A global inertia sharing control scheme for hybrid five-port power electronic transformer to achieve energy coordination, transient switching, and submodule balancing

Abstract

In high-power hybrid AC/DC distribution systems, multi-port power electronic transformer (PET) encounters challenges such as energy coordination, transient switching, and submodule balancing. In order to address these issues, especially improving transient dynamic performance, this paper proposes a global inertia sharing (GIS) control scheme for a hybrid five-port PET based on modular multilevel converter (MMC), dual active bridge (DAB), and energy storage system (ESS).
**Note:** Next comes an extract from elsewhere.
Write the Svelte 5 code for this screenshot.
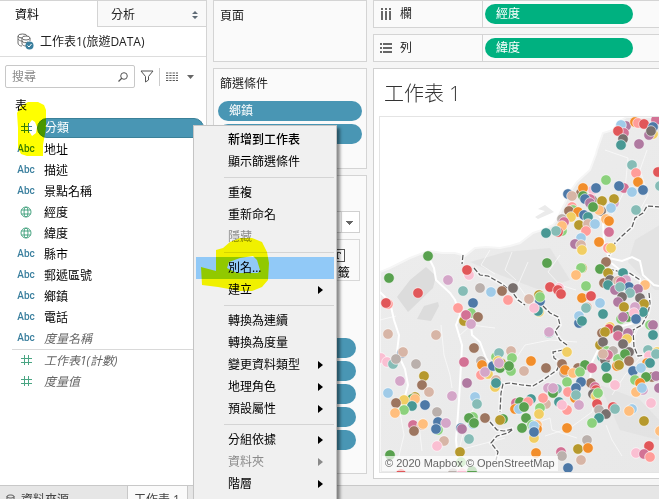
<script>
    const fields = [
        { name: '分類', type: 'number', selected: true },
        { name: '地址', type: 'text' },
        { name: '描述', type: 'text' },
        { name: '景點名稱', type: 'text' },
        { name: '經度', type: 'geo' },
        { name: '緯度', type: 'geo' },
        { name: '縣市', type: 'text' },
        { name: '郵遞區號', type: 'text' },
        { name: '鄉鎮', type: 'text' },
        { name: '電話', type: 'text' },
        { name: '度量名稱', type: 'text', generated: true }
    ];
    const measures = [
        { name: '工作表1(計數)', type: 'measure', generated: true },
        { name: '度量值', type: 'measure', generated: true }
    ];
    const menuGroups = [
        [{ label: '新增到工作表', strong: true }, { label: '顯示篩選條件' }],
        [{ label: '重複' }, { label: '重新命名' }, { label: '隱藏', disabled: true }],
        [{ label: '別名...', active: true }, { label: '建立', sub: true }],
        [
            { label: '轉換為連續' },
            { label: '轉換為度量' },
            { label: '變更資料類型', sub: true },
            { label: '地理角色', sub: true },
            { label: '預設屬性', sub: true }
        ],
        [
            { label: '分組依據', sub: true },
            { label: '資料夾', sub: true, disabled: true },
            { label: '階層', sub: true }
        ]
    ];
    // pills on the marks card, their captions stay behind the menu
    const markPills = [1, 2, 3, 4, 5];

    // one letter per category colour
    const palette = {
        b: '#4e79a7', c: '#a0cbe8', o: '#f28e2b', h: '#ffbe7d', g: '#59a14f',
        l: '#8cd17d', v: '#b6992d', y: '#f1ce63', t: '#499894', a: '#86bcb6',
        r: '#e15759', s: '#ff9d9a', d: '#79706e', e: '#bab0ac', m: '#d37295',
        k: '#fabfd2', p: '#b07aa1', q: '#d4a6c8', n: '#9d7660', w: '#d7b5a6'
    };

    // colour, x, y
    const points = `
        g 428 256,g 389 278,k 469 275,r 467 270,q 448 280,a 463 291,e 480 288,c 491 292,n 502 291,d 513 288
        r 418 293,s 388 304,r 386 303,s 508 300,b 473 303,s 458 308,l 471 313,v 464 321,m 466 315,n 478 317
        q 471 324,w 388 334,w 436 335,n 474 348,l 496 357,a 499 353,w 511 351,l 512 358,b 402 353,w 403 352
        k 381 358,k 387 362,a 393 364,e 396 359,e 416 364,m 464 362,e 481 361,o 482 365,s 481 375,y 488 374
        q 485 372,b 493 366,g 500 368,v 501 363,y 498 361,q 499 363,l 511 371,g 509 366,v 424 376,q 400 381
        n 422 385,p 467 383,w 496 380,y 495 387,t 496 383,w 429 392,c 388 393,q 452 396,c 475 397,a 477 404
        v 415 397,g 412 399,h 415 399,y 404 400,n 396 403,t 412 406,l 404 410,h 395 413,b 425 405,e 437 412
        m 413 425,w 422 425,h 423 424,n 414 431,b 438 422,q 446 423,l 438 430,b 436 429,c 473 424,l 473 417
        g 469 418,g 474 423,n 485 418,b 461 428,p 462 429,a 469 439,g 503 419,v 500 420,w 444 441,k 437 446
        v 460 452,g 390 455,l 461 462,r 401 474,e 453 473,k 462 473,g 472 471
        p 626 126,c 621 125,m 624 133,r 618 131,d 623 139,t 621 145,p 639 144,o 635 122,s 638 123,r 644 124
        m 656 120,y 653 134,p 649 135,b 653 127,d 651 131,a 632 165,s 636 173,r 658 172,o 638 182,l 606 180
        m 624 188,b 619 186,c 632 192,b 643 190,a 660 186,k 593 190,b 596 188,n 581 193,o 583 188,b 568 194
        w 572 196,g 583 196,d 592 200,m 590 199,b 585 199,p 590 203,v 602 201,q 614 203,v 614 199,c 611 208
        a 636 210,d 601 211,h 599 210,g 593 207,s 572 207,l 573 210,n 569 211,o 578 212,y 571 217,e 562 219
        m 564 222,l 562 231,h 562 226,r 558 232,a 556 231,t 546 233,b 584 215,t 588 217,v 579 225,w 588 224
        c 595 224,s 586 231,h 606 219,o 609 221,m 609 232,c 581 238,p 575 244,w 581 245,y 582 250,o 599 242
        s 608 248,y 611 248,n 606 262,g 547 263,v 582 268,l 581 268,g 600 269,v 608 273,h 576 275,t 623 273
        q 626 280,n 604 283,d 610 280,w 618 281,t 608 285,h 645 285,l 586 286,k 559 288,r 550 287,r 558 290
        r 561 294,w 529 299,v 539 295,b 540 301,l 540 297,y 539 312,t 538 311,k 534 308,o 582 298,r 591 296
        c 600 303,t 603 314,w 587 307,a 586 308,b 579 323,c 579 316,t 582 321,m 621 282,b 629 287,p 615 290
        a 620 287,p 638 289,a 630 293,d 622 297,p 618 302,d 640 298,v 644 304,v 624 307,t 643 312,q 635 307
        l 621 319,g 628 317,p 623 317,k 634 313,b 636 319,l 650 325,p 653 325,t 653 335,y 610 327,r 609 329
        n 602 333,v 605 332,d 618 330,m 618 336,p 628 333,y 627 339,d 623 344,v 600 345,d 603 342,a 549 333
        q 549 332,y 567 352,o 531 361,n 546 368,w 524 371,n 562 364,e 564 373,o 565 370,n 578 368,h 573 373
        g 585 365,l 580 372,m 592 368,g 607 378,n 591 383,k 615 385,a 602 357,l 607 351,d 605 360,e 613 351
        m 608 355,w 603 354,l 618 359,d 629 352,g 625 354,n 629 361,o 617 366,v 619 365,t 606 367,a 648 350
        k 649 356,y 657 352,a 656 354,o 647 363,t 650 363,b 633 371,c 641 368,n 652 377,p 656 376,g 646 377
        l 635 380,o 640 383,q 643 390,h 636 392,c 642 388,p 659 388,k 651 403,c 632 409,h 629 411,v 644 421
        h 660 431,r 649 446,k 636 453,m 644 454,s 650 457,l 567 382,q 548 388,a 557 389,g 553 393,q 553 388
        b 581 382,s 568 392,b 576 388,o 575 398,a 576 395,m 595 387,r 596 390,d 593 394,y 596 396,l 598 393
        q 579 405,r 597 404,e 599 410,d 606 414,t 599 418,l 592 423,r 613 407,a 615 409,s 567 410,t 559 402
        k 562 405,w 546 404,s 543 398,l 540 408,y 539 414,t 531 399,m 516 403,g 520 402,s 528 402,o 515 409
        c 519 409,g 524 407,g 526 418,l 532 425,g 522 428,h 537 425,o 537 429,c 534 426,y 534 438,b 534 432
        o 567 428,e 587 440,v 578 449,o 588 448,w 581 460,b 568 468,m 561 452,e 562 456,o 536 453`
        .split(/[,\n]/)
        .map((row) => row.trim())
        .filter(Boolean)
        .map((row) => {
            const [color, x, y] = row.split(' ');
            return { fill: palette[color], x: Number(x), y: Number(y) };
        });

    const borders = [
        'M463 255L462 264M474 268L480 275L488 276L495 280L502 284L513 293L518 300L525 305M543 306L550 313L558 317L560 325L555 331L560 340L567 345M563 350L553 352L554 358L560 362L557 370L543 380L533 386L522 385L510 383L503 384L501 393L500 412M490 422L497 430L504 431L513 429L508 433L497 436L491 443L498 452L496 460',
        'M660 207L647 206L643 213L635 218L632 227L622 236L615 243L609 256M609 269L617 271L628 272L640 280M649 293L650 303L648 313L642 325L633 330L634 347L638 356L646 355'
    ];
</script>

{#snippet fieldIcon(type)}
    {#if type === 'text'}
        <span class="abc">Abc</span>
    {:else if type === 'geo'}
        <svg class="geo" width="12" height="12" viewBox="0 0 12 12">
            <circle cx="6" cy="6" r="5" />
            <ellipse cx="6" cy="6" rx="2" ry="5" />
            <path d="M1.5 4H10.5M1.5 8H10.5" />
        </svg>
    {:else}
        <svg class={type} width="12" height="12" viewBox="0 0 12 12">
            <path d="M4.5 1V11M8.5 1V11M1 4.5H12M1 8.5H12" />
        </svg>
    {/if}
{/snippet}

{#snippet fieldRow(field)}
    <li class="field">
        <span class="field-icon">{@render fieldIcon(field.type)}</span>
        <button class="field-name" class:selected={field.selected} class:generated={field.generated}>{field.name}</button>
    </li>
{/snippet}

<div class="app">
    <div class="workspace">
        <aside class="data-pane">
            <div class="pane-tabs">
                <button class="pane-tab current">資料</button>
                <button class="pane-tab">
                    分析
                    <svg width="6" height="8" viewBox="0 0 6 8"><path d="M3 0L6 3H0ZM3 8L0 5H6Z" fill="#5f6b76" /></svg>
                </button>
            </div>
            <button class="source">
                <svg width="17" height="17" viewBox="0 0 17 17">
                    <g fill="none" stroke="#6b6b6b">
                        <path d="M1 3V10C1 12 3 13 5 13" />
                        <ellipse cx="5.500" cy="3" rx="4.500" ry="2" />
                        <path d="M1 6C2 7 3 8 5 8M5 5V11C5 12 7 13 9 13M13 5V8" />
                        <ellipse cx="9" cy="5" rx="4" ry="2" fill="#fff" />
                        <path d="M5 8C6 10 9 10 11 9" />
                    </g>
                    <circle cx="12.500" cy="12.500" r="4" fill="#3a7f9e" />
                    <path d="M10.500 12.500L12 14L14.500 11" fill="none" stroke="#fff" />
                </svg>
                工作表1(旅遊DATA)
            </button>
            <div class="tools">
                <label class="search">
                    <input type="text" placeholder="搜尋" aria-label="搜尋" />
                    <svg width="10" height="10" viewBox="0 0 10 10">
                        <circle cx="6" cy="4" r="3.300" fill="none" stroke="#555" />
                        <path d="M4 6L0.500 9.500" stroke="#555" stroke-width="1.300" />
                    </svg>
                </label>
                <button class="tool" aria-label="篩選">
                    <svg width="14" height="13" viewBox="0 0 14 13">
                        <path d="M1 1H13L8.500 6.500V10L5.500 12V6.500Z" fill="none" stroke="#555" stroke-linejoin="round" />
                    </svg>
                </button>
                <button class="tool view" aria-label="檢視">
                    <svg width="12" height="10" viewBox="0 0 12 10">
                        <path d="M0 1H12M0 3.500H12M0 6H12M0 8.500H12" stroke="#555" stroke-dasharray="2.300 1" />
                    </svg>
                    <svg width="7" height="4" viewBox="0 0 7 4"><path d="M0 0H7L3.500 4Z" fill="#666" /></svg>
                </button>
            </div>
            <h2>表</h2>
            <ul class="fields">
                {#each fields as field}
                    {@render fieldRow(field)}
                {/each}
            </ul>
            <ul class="fields measures">
                {#each measures as field}
                    {@render fieldRow(field)}
                {/each}
            </ul>
        </aside>

        <div class="cards">
            <section class="card pages"><h3>頁面</h3></section>
            <section class="card filters">
                <h3>篩選條件</h3>
                <button class="pill">鄉鎮</button>
                <button class="pill" aria-label="縣市"></button>
            </section>
            <section class="card marks" aria-label="標記">
                <select aria-label="標記類型"></select>
                <div class="mark-buttons">
                    <button aria-label="色彩"></button>
                    <button aria-label="大小"></button>
                    <button>
                        <svg width="15" height="13" viewBox="0 0 15 13">
                            <rect x="0.500" y="0.500" width="14" height="12" fill="#fff" stroke="#555" />
                            <path d="M4.500 5V3.500H10.500V5M7.500 3.500V9.500M6 9.500H9" fill="none" stroke="#444" />
                        </svg>
                        標籤
                    </button>
                    <button aria-label="詳細資料"></button>
                    <button aria-label="工具提示"></button>
                </div>
                <div class="mark-pills">
                    {#each markPills as n}
                        <button class="pill" aria-label="標記 {n}"></button>
                    {/each}
                </div>
            </section>
        </div>

        <main class="sheet">
            <div class="shelf">
                <span class="shelf-name">
                    <svg width="12" height="12" viewBox="0 0 12 12">
                        <path d="M2 0V2M6 0V2M10 0V2M2 3V12M6 3V12M10 3V12" stroke="#666" stroke-width="2" />
                    </svg>
                    欄
                </span>
                <div class="shelf-drop"><button class="pill green">經度</button></div>
            </div>
            <div class="shelf">
                <span class="shelf-name">
                    <svg width="12" height="12" viewBox="0 0 12 12">
                        <path d="M0 2H2M0 6H2M0 10H2M3 2H12M3 6H12M3 10H12" stroke="#666" stroke-width="2" />
                    </svg>
                    列
                </span>
                <div class="shelf-drop"><button class="pill green">緯度</button></div>
            </div>
            <section class="viz">
                <h1>工作表 1</h1>
                <div class="map">
                    <svg class="canvas" viewBox="380 117 279 355" preserveAspectRatio="xMinYMin slice">
                        <defs>
                            <linearGradient id="land" x1="0" y1="0" x2="1" y2="1">
                                <stop offset="0" stop-color="#ededed" />
                                <stop offset="0.6" stop-color="#e6e6e6" />
                                <stop offset="1" stop-color="#e2e2e2" />
                            </linearGradient>
                        </defs>
                        <path d="M380 272L390 268L400 263L410 258L423 253L430 251L442 253L455 253L465 256L475 248L486 247L500 248L510 246L520 243L533 233L545 229L553 225L557 220L560 213L565 203L570 192L577 182L590 170L596 154L597 150L603 133L613 130L620 121L627 117H1200V900H380Z" fill="url(#land)" stroke="#f6f6f6" stroke-width="2" />
                        <path d="M535 217L545 211L538 209L545 205L554 212L538 219Z" fill="#ebebeb" />
                        <path d="M397 297L410 280L426 267L436 276L433 288L408 312ZM417 319L424 306L438 302L439 306L431 321Z" fill="#dcdcdc" />
                        <path d="M660 225L635 240L628 262L655 290L660 290ZM470 262L505 252L550 248L570 280L540 290L500 275ZM600 385L640 400L659 420V440L620 430Z" fill="#dfdfdf" opacity="0.7" />
                        <g fill="none" stroke="#fff">
                            <path d="M428 256L434 268L436 280L450 293L455 300L460 315L456 325L462 345L461 365L459 400L456 440L459 471M471 324L472 335L480 342L486 358L495 370" stroke-width="2" />
                            <path d="M380 292L390 302L394 320L399 335L397 352L405 369L408 385L404 400L398 412M590 203L603 221L604 242L610 262L620 270L640 279L641 290M609 258L622 261L632 257L640 261L643 275L654 285L659 286M641 290L634 323L600 332L599 348L592 362L590 380L596 395" stroke-width="2" />
                            <path d="M596 395L592 412L570 428L545 436M441 325L444 355L450 375L452 388M400 412L404 435L398 460M419 425L422 451M475 405L464 430L459 450L486 443L505 438M515 360L525 345L550 340L577 342M530 425L550 418L552 430L577 438M606 425L612 440L622 456M640 325L630 345L640 358L625 375L612 395M380 320L396 316M458 337L471 325L495 328M605 150L628 158L625 190L612 215M647 150L640 170L648 195L632 225M528 262L518 285L530 302M560 255L548 272L560 285L576 290M490 250L481 265L495 274M512 252L505 270L516 280" stroke-width="1" opacity="0.6" />
                        </g>
                        {#each borders as d}
                            <path {d} fill="none" stroke="#fff" stroke-width="4" opacity="0.6" />
                            <path {d} fill="none" stroke="#5a5a5a" stroke-width="1.200" stroke-dasharray="5 2" />
                        {/each}
                        {#each points as p}
                            <circle cx={p.x} cy={p.y} r="5.300" fill={p.fill} stroke="#fff" stroke-opacity="0.6" />
                        {/each}
                    </svg>
                    <small class="credit">© 2020 Mapbox © OpenStreetMap</small>
                </div>
            </section>
        </main>
    </div>

    <nav class="sheet-tabs">
        <button class="sheet-tab">
            <svg width="9" height="11" viewBox="0 0 9 11">
                <path d="M1 2.500V9C1 11 8 11 8 9V2.500M1 2.500C1 0.500 8 0.500 8 2.500C8 4.500 1 4.500 1 2.500" fill="none" stroke="#555" />
            </svg>
            資料來源
        </button>
        <button class="sheet-tab current">工作表 1</button>
    </nav>

    <div class="menu" role="menu">
        {#each menuGroups as group}
            <div class="menu-group" role="group">
                {#each group as item}
                    <button role="menuitem" class:strong={item.strong} class:active={item.active} disabled={item.disabled}>
                        {item.label}
                        {#if item.sub}
                            <svg width="5" height="8" viewBox="0 0 5 8"><path d="M0 0L5 4L0 8Z" fill="currentColor" /></svg>
                        {/if}
                    </button>
                {/each}
            </div>
        {/each}
    </div>

    <!-- highlighter strokes -->
    <svg class="marker" width="280" height="300" viewBox="0 0 280 300" fill="#ff0" fill-rule="evenodd">
        <path d="M17 113L21 106L28 102H38L44 105L46 110V128L43 145V156H27L21 154L18 148V128ZM28 125L32 120L35 122L37 127L36 133L32 136L29 131Z" />
        <path d="M216 250L223 248L230 242L240 238H252L262 242L267 252L269 263L268 280L262 287L252 291H240L218 287L202 285L201 267L216 271ZM227 268L229 262L240 258L253 256L257 260L260 270L258 273H237Z" />
    </svg>
</div>

<style>
    :global(body) {
        overflow: hidden;
    }

    /* the sheet tabs run past the bottom of the window */
    .app {
        position: relative;
        display: flex;
        flex-direction: column;
        height: calc(100vh + 14px);
        background: #f5f5f5;
        color: #222;
        font: 12px/20px "Open Sans", "Noto Sans CJK TC", sans-serif;
    }

    h1,
    h2,
    h3,
    ul {
        margin: 0;
        padding: 0;
        font-weight: 400;
        list-style: none;
    }

    button,
    input,
    select {
        box-sizing: border-box;
        margin: 0;
        padding: 0;
        border: 0;
        background: none;
        color: inherit;
        font: inherit;
        text-align: left;
    }

    svg {
        flex: none;
        display: block;
    }

    .workspace {
        flex: 1;
        display: grid;
        grid-template-columns: 207px 154px minmax(0, 1fr);
        column-gap: 6px;
        min-height: 0;
    }

    /* Data pane */
    .data-pane {
        min-width: 0;
        border-right: 1px solid #d4d4d4;
        background: #fff;
    }

    .pane-tabs {
        display: flex;
        height: 27px;
    }

    .pane-tab {
        flex: 1;
        display: flex;
        align-items: center;
        justify-content: space-between;
        padding: 2px 8px 0 13px;
        border: 1px solid #d4d4d4;
        border-right: 0;
        background: #f9f9f9;
    }

    .pane-tab.current {
        flex: 0 0 97px;
        padding-left: 15px;
        border-width: 1px 0 0;
        background: #fff;
        color: #000;
    }

    .source {
        display: flex;
        align-items: center;
        gap: 6px;
        width: 100%;
        height: 30px;
        padding-left: 17px;
        border-bottom: 1px solid #ddd;
    }

    .tools {
        display: flex;
        align-items: center;
        gap: 5px;
        padding: 8px 12px 0 5px;
    }

    .search {
        flex: 1;
        display: flex;
        align-items: center;
        min-width: 0;
        height: 21px;
        padding: 0 6px;
        border: 1px solid #c8c8c8;
        border-radius: 2px;
    }

    .search input {
        flex: 1;
        width: 0;
        min-width: 0;
        outline: 0;
    }

    .search input::placeholder {
        color: #8a8a8a;
    }

    .tool.view {
        display: flex;
        align-items: center;
        gap: 9px;
        height: 18px;
        padding-left: 6px;
        border-left: 1px solid #ccc;
    }

    h2 {
        padding: 6px 0 0 15px;
        color: #000;
        font-size: 12px;
        line-height: 24px;
    }

    .field {
        display: flex;
        align-items: flex-start;
        height: 21px;
        padding-right: 2px;
    }

    .field-icon {
        display: flex;
        align-items: center;
        justify-content: center;
        width: 20px;
        height: 20px;
        margin: 0 1px 0 16px;
        fill: none;
        stroke: #4aa583;
    }

    .field-icon .number {
        stroke: #3a7f9e;
    }

    .abc {
        color: #3a7f9e;
        font: 500 10px/22px Roboto, sans-serif;
        stroke: none;
    }

    .field-name {
        flex: 1;
        height: 20px;
        padding: 1px 0 0 7px;
        color: #000;
    }

    .field-name.selected {
        padding-top: 0;
        border: 1px solid #3b8199;
        border-radius: 10px;
        background: #4996b4;
        color: #fff;
        line-height: 18px;
    }

    .field-name.generated {
        color: #666;
        font-style: italic;
    }

    .measures {
        margin-left: 12px;
        border-top: 1px solid #d9d9d9;
    }

    .measures .field-icon {
        margin-left: 4px;
    }

    /* Shelf cards */
    .cards {
        display: flex;
        flex-direction: column;
        gap: 6px;
        padding-bottom: 11px;
    }

    .card {
        box-sizing: border-box;
        display: flex;
        flex-direction: column;
        gap: 3px;
        padding: 0 4px;
        border: 1px solid #d4d4d4;
        background: #fafafa;
    }

    .card h3 {
        padding-left: 2px;
        font-size: 12px;
        line-height: 29px;
    }

    .pages {
        height: 62px;
    }

    .filters {
        height: 101px;
    }

    .marks {
        flex: 1;
        padding: 35px 6px 0;
    }

    .pill {
        flex: none;
        height: 20px;
        padding-left: 11px;
        border-radius: 10px;
        background: #4996b4;
        color: #fff;
    }

    .pill.green {
        width: 148px;
        background: #00b180;
    }

    select {
        flex: none;
        height: 22px;
        border: 1px solid #d0d0d0;
        appearance: none;
        background:
            linear-gradient(#666, #666) right 6px top 9px / 7px 1px no-repeat,
            linear-gradient(#666, #666) right 7px top 10px / 5px 1px no-repeat,
            linear-gradient(#666, #666) right 8px top 11px / 3px 1px no-repeat,
            linear-gradient(#666, #666) right 9px top 12px / 1px 1px no-repeat,
            linear-gradient(#ddd, #ddd) right 17px top / 1px 100% no-repeat,
            #fff;
    }

    .mark-buttons {
        display: grid;
        grid-template-columns: repeat(3, 1fr);
        gap: 3px;
        margin-top: 3px;
    }

    .mark-buttons button {
        display: flex;
        flex-direction: column;
        align-items: center;
        justify-content: flex-end;
        gap: 4px;
        height: 42px;
        border: 1px solid #d8d8d8;
        color: #000;
        white-space: nowrap;
        line-height: 14px;
    }

    .mark-pills {
        display: flex;
        flex-direction: column;
        gap: 3px;
        margin-top: 9px;
        padding: 0 4px 0 20px;
    }

    /* Sheet */
    .sheet {
        display: flex;
        flex-direction: column;
        gap: 6px;
        padding-bottom: 6px;
    }

    .shelf {
        box-sizing: border-box;
        display: grid;
        grid-template-columns: 108px 1fr;
        height: 28px;
        border: solid #d4d4d4;
        border-width: 1px 0 1px 1px;
        background: #fafafa;
    }

    .shelf-name {
        display: flex;
        align-items: center;
        gap: 8px;
        padding-left: 6px;
    }

    .shelf-drop {
        display: flex;
        align-items: center;
        padding-left: 2px;
        border-left: 1px solid #d4d4d4;
    }

    .viz {
        flex: 1;
        display: flex;
        flex-direction: column;
        min-height: 0;
        padding: 0 0 5px 5px;
        border: solid #d0d0d0;
        border-width: 1px 0 1px 1px;
        background: #fff;
    }

    .viz h1 {
        padding: 2px 0 0 5px;
        color: #333;
        font-size: 20px;
        font-weight: 300;
        line-height: 45px;
    }

    .map {
        position: relative;
        flex: 1;
        min-height: 0;
        border: solid #e4e4e4;
        border-width: 1px 0 1px 1px;
    }

    .canvas {
        width: 100%;
        height: 100%;
    }

    .credit {
        position: absolute;
        bottom: 1px;
        left: 2px;
        padding: 0 3px;
        background: rgba(255, 255, 255, 0.7);
        color: #666;
        font: 11px/15px "Liberation Sans", Arial, sans-serif;
    }

    /* Sheet tabs */
    .sheet-tabs {
        display: flex;
        height: 27px;
        border-top: 1px solid #c8c8c8;
        background: #e6e6e6;
        color: #444;
    }

    .sheet-tab {
        display: flex;
        align-items: center;
        gap: 6px;
        width: 127px;
        padding-left: 6px;
    }

    .sheet-tab.current {
        width: 61px;
        border: solid #c8c8c8;
        border-width: 0 1px;
        background: #fafafa;
    }

    /* Context menu */
    .menu {
        position: absolute;
        top: 125px;
        left: 193px;
        box-sizing: border-box;
        width: 144px;
        padding: 3px 2px;
        border: 1px solid #c4c4c4;
        background: #f0f0f0;
        box-shadow: 3px 3px 3px rgba(0, 0, 0, 0.45);
        color: #000;
    }

    .menu-group::after {
        content: "";
        display: block;
        height: 1px;
        margin: 4px 0 4px 28px;
        background: #d4d4d4;
    }

    .menu button {
        display: flex;
        align-items: center;
        justify-content: space-between;
        width: 100%;
        height: 22px;
        padding: 0 11px 0 32px;
        white-space: nowrap;
    }

    .menu .strong {
        font-weight: 500;
    }

    .menu .active {
        background: #91c9f7;
    }

    .menu button:disabled {
        color: #8a8a8a;
    }

    .marker {
        position: absolute;
        top: 0;
        left: 0;
        mix-blend-mode: multiply;
        pointer-events: none;
    }
</style>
Firstly, the scheme introduces an inertia sharing (IS) characteristic among internal submodules and external ports based on the capacitor’s properties, analyzing the control quantities and degrees of freedom for controlling IS. Next, according to the mathematical model of the PET, four IS controllers and three balancing controllers are designed for the GIS control scheme to achieve coordinated energy control, optimization of transient performance of the system, balance between submodules, and effectively reduce the number of control parameters and sampling hardware circuits. Additionally, the operation region of the system, power flow modes, and controller parameter selection are analyzed. Validation results in extreme conditions and numerous operating mode switching demonstrate that the proposed GIS control scheme enables seamless switching and submodule balancing under uninterrupted power supply, significantly enhancing system transient dynamic performance and enriching power flow modes.